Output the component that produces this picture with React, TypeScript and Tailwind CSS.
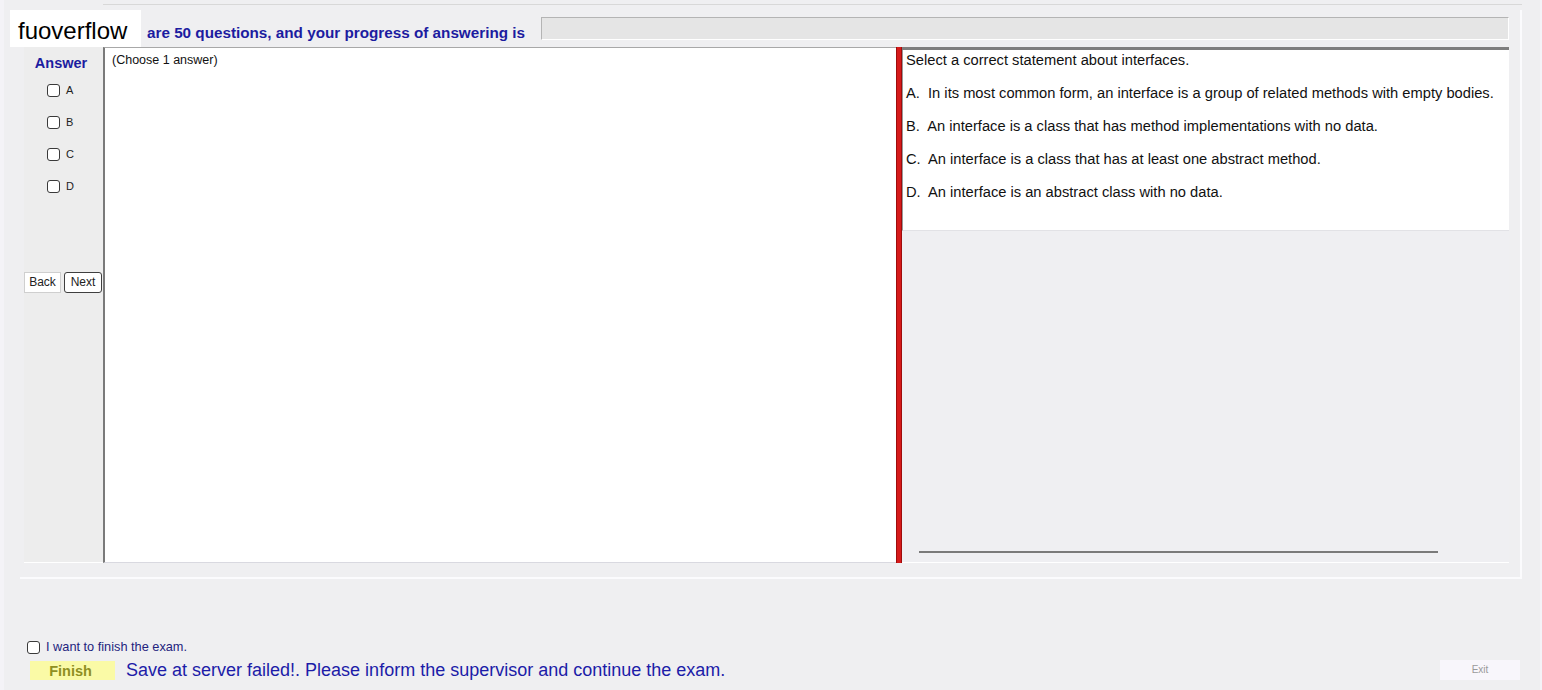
const options = [
  "A.  In its most common form, an interface is a group of related methods with empty bodies.",
  "B.  An interface is a class that has method implementations with no data.",
  "C.  An interface is a class that has at least one abstract method.",
  "D.  An interface is an abstract class with no data.",
];

function Box() {
  return <span className="block w-[13px] h-[13px] border border-[#3a3a3a] rounded-[3px] bg-white" />;
}

export default function App() {
  return (
    <div className="relative w-[1542px] h-[690px] overflow-hidden bg-[#f4f3f7] font-['Liberation_Sans',Arial,sans-serif]">
      <div className="ml-[4px] mr-[2px] h-[690px] bg-[#efeff1] flex flex-col">
        {/* top strip */}
        <div className="h-[5px] ml-[99px] mr-[18px] border-b border-[#d8d8d8]" />

        {/* main exam panel */}
        <div className="ml-[16px] mt-[5px] w-[1502px] h-[569px] border-r-2 border-b-2 border-[#fbfbfd] flex flex-col">
          <div className="flex items-center h-[23px] mt-[7px]">
            <div className="ml-[127px] pt-[8px] text-[15.25px] leading-none font-bold text-[#1c1ca0] whitespace-nowrap">
              are 50 questions, and your progress of answering is
            </div>
            <div className="ml-auto mr-[11px] w-[968px] h-[23px] bg-[#e5e5e5] border border-t-[#b4b4b4] border-l-[#b4b4b4] border-r-white border-b-white" />
          </div>

          <div className="flex mt-[7px] h-[516px]">
            {/* answer column */}
            <div className="ml-[4px] w-[79px] bg-[#ededed] flex flex-col items-center border-b border-white">
              <div className="mt-[9px] text-[14.5px] leading-none font-bold text-[#1c1ca0] -ml-[5px]">Answer</div>
              <div className="mt-[13px] flex flex-col gap-[19px] -ml-[6px]">
                {["A", "B", "C", "D"].map((l) => (
                  <div key={l} className="flex items-center gap-[6px] h-[13px]">
                    <Box />
                    <span className="text-[11px] leading-none text-[#222]">{l}</span>
                  </div>
                ))}
              </div>
              <div className="mt-[79px] flex gap-[3px] self-start">
                <button className="w-[37px] h-[21px] bg-white border border-[#cfcfcf] text-[12px] leading-none text-[#222]">Back</button>
                <button className="w-[38px] h-[21px] bg-white border border-[#3f3f3f] rounded-[3px] text-[12px] leading-none text-[#222]">Next</button>
              </div>
            </div>

            {/* answer area */}
            <div className="w-[793px] bg-white border-l-2 border-t border-[#7a7a7a] border-t-[#a8a8a8] border-b border-b-[#d9d9e0]">
              <div className="ml-[7px] mt-[6px] text-[12.5px] leading-none text-[#111]">(Choose 1 answer)</div>
            </div>

            {/* splitter */}
            <div className="w-[6px] bg-[#d61a1a] border-l border-r border-[#9e0c0c]" />

            {/* question area */}
            <div className="w-[607px] flex flex-col border-t-[3px] border-[#7e7e7e]">
              <div className="h-[181px] bg-white border-l border-[#9a9a9a] border-b border-b-[#e2e2e6] pl-[3px] pt-[1px] text-[14.7px] leading-none text-[#111]">
                <div className="h-[18px] flex items-center">Select a correct statement about interfaces.</div>
                {options.map((o) => (
                  <div key={o} className="mt-[15px] h-[18px] flex items-center whitespace-pre">{o}</div>
                ))}
              </div>
              <div className="flex-1 bg-[#efeff2] flex flex-col justify-end pb-[9px] border-b border-white">
                <div className="ml-[17px] w-[519px] h-[2px] bg-[#7a7a7a]" />
              </div>
            </div>
          </div>
        </div>

        {/* footer */}
        <div className="mt-[61px] ml-[23px] flex items-center gap-[6px] h-[14px]">
          <Box />
          <span className="text-[12.75px] leading-none text-[#23237e]">I want to finish the exam.</span>
        </div>
        <div className="mt-[6px] flex items-center h-[20px]">
          <div className="ml-[26px] w-[85px] h-[19px] bg-[#fafaa6] flex items-center justify-center text-[14.5px] font-bold text-[#8f8f22] leading-none pt-[2px] pr-[4px]">
            Finish
          </div>
          <div className="ml-[11px] text-[18px] leading-none text-[#1c1ca8] whitespace-nowrap">
            Save at server failed!. Please inform the supervisor and continue the exam.
          </div>
          <div className="ml-auto mr-[20px] w-[80px] h-[20px] bg-[#f8f6fb] flex items-center justify-center text-[10px] text-[#9a9a9a] leading-none">
            Exit
          </div>
        </div>
      </div>

      {/* watermark */}
      <div className="absolute left-[10px] top-[10px] w-[131px] h-[37px] bg-white flex items-center pl-[8px] pt-[5px] text-[24px] leading-none text-black">
        fuoverflow
      </div>
    </div>
  );
}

□ □ □

## [Required work]
Reproduce the full material exactly, excluding the pictures.

## [Output of the exercise]
Output the component that produces this picture with React, TypeScript and Tailwind CSS.
const options = [
  "A.  In its most common form, an interface is a group of related methods with empty bodies.",
  "B.  An interface is a class that has method implementations with no data.",
  "C.  An interface is a class that has at least one abstract method.",
  "D.  An interface is an abstract class with no data.",
];

function Box() {
  return <span className="block w-[13px] h-[13px] border border-[#3a3a3a] rounded-[3px] bg-white" />;
}

export default function App() {
  return (
    <div className="relative w-[1542px] h-[690px] overflow-hidden bg-[#f4f3f7] font-['Liberation_Sans',Arial,sans-serif]">
      <div className="ml-[4px] mr-[2px] h-[690px] bg-[#efeff1] flex flex-col">
        {/* top strip */}
        <div className="h-[5px] ml-[99px] mr-[18px] border-b border-[#d8d8d8]" />

        {/* main exam panel */}
        <div className="ml-[16px] mt-[5px] w-[1502px] h-[569px] border-r-2 border-b-2 border-[#fbfbfd] flex flex-col">
          <div className="flex items-center h-[23px] mt-[7px]">
            <div className="ml-[127px] pt-[8px] text-[15.25px] leading-none font-bold text-[#1c1ca0] whitespace-nowrap">
              are 50 questions, and your progress of answering is
            </div>
            <div className="ml-auto mr-[11px] w-[968px] h-[23px] bg-[#e5e5e5] border border-t-[#b4b4b4] border-l-[#b4b4b4] border-r-white border-b-white" />
          </div>

          <div className="flex mt-[7px] h-[516px]">
            {/* answer column */}
            <div className="ml-[4px] w-[79px] bg-[#ededed] flex flex-col items-center border-b border-white">
              <div className="mt-[9px] text-[14.5px] leading-none font-bold text-[#1c1ca0] -ml-[5px]">Answer</div>
              <div className="mt-[13px] flex flex-col gap-[19px] -ml-[6px]">
                {["A", "B", "C", "D"].map((l) => (
                  <div key={l} className="flex items-center gap-[6px] h-[13px]">
                    <Box />
                    <span className="text-[11px] leading-none text-[#222]">{l}</span>
                  </div>
                ))}
              </div>
              <div className="mt-[79px] flex gap-[3px] self-start">
                <button className="w-[37px] h-[21px] bg-white border border-[#cfcfcf] text-[12px] leading-none text-[#222]">Back</button>
                <button className="w-[38px] h-[21px] bg-white border border-[#3f3f3f] rounded-[3px] text-[12px] leading-none text-[#222]">Next</button>
              </div>
            </div>

            {/* answer area */}
            <div className="w-[793px] bg-white border-l-2 border-t border-[#7a7a7a] border-t-[#a8a8a8] border-b border-b-[#d9d9e0]">
              <div className="ml-[7px] mt-[6px] text-[12.5px] leading-none text-[#111]">(Choose 1 answer)</div>
            </div>

            {/* splitter */}
            <div className="w-[6px] bg-[#d61a1a] border-l border-r border-[#9e0c0c]" />

            {/* question area */}
            <div className="w-[607px] flex flex-col border-t-[3px] border-[#7e7e7e]">
              <div className="h-[181px] bg-white border-l border-[#9a9a9a] border-b border-b-[#e2e2e6] pl-[3px] pt-[1px] text-[14.7px] leading-none text-[#111]">
                <div className="h-[18px] flex items-center">Select a correct statement about interfaces.</div>
                {options.map((o) => (
                  <div key={o} className="mt-[15px] h-[18px] flex items-center whitespace-pre">{o}</div>
                ))}
              </div>
              <div className="flex-1 bg-[#efeff2] flex flex-col justify-end pb-[9px] border-b border-white">
                <div className="ml-[17px] w-[519px] h-[2px] bg-[#7a7a7a]" />
              </div>
            </div>
          </div>
        </div>

        {/* footer */}
        <div className="mt-[61px] ml-[23px] flex items-center gap-[6px] h-[14px]">
          <Box />
          <span className="text-[12.75px] leading-none text-[#23237e]">I want to finish the exam.</span>
        </div>
        <div className="mt-[6px] flex items-center h-[20px]">
          <div className="ml-[26px] w-[85px] h-[19px] bg-[#fafaa6] flex items-center justify-center text-[14.5px] font-bold text-[#8f8f22] leading-none pt-[2px] pr-[4px]">
            Finish
          </div>
          <div className="ml-[11px] text-[18px] leading-none text-[#1c1ca8] whitespace-nowrap">
            Save at server failed!. Please inform the supervisor and continue the exam.
          </div>
          <div className="ml-auto mr-[20px] w-[80px] h-[20px] bg-[#f8f6fb] flex items-center justify-center text-[10px] text-[#9a9a9a] leading-none">
            Exit
          </div>
        </div>
      </div>

      {/* watermark */}
      <div className="absolute left-[10px] top-[10px] w-[131px] h-[37px] bg-white flex items-center pl-[8px] pt-[5px] text-[24px] leading-none text-black">
        fuoverflow
      </div>
    </div>
  );
}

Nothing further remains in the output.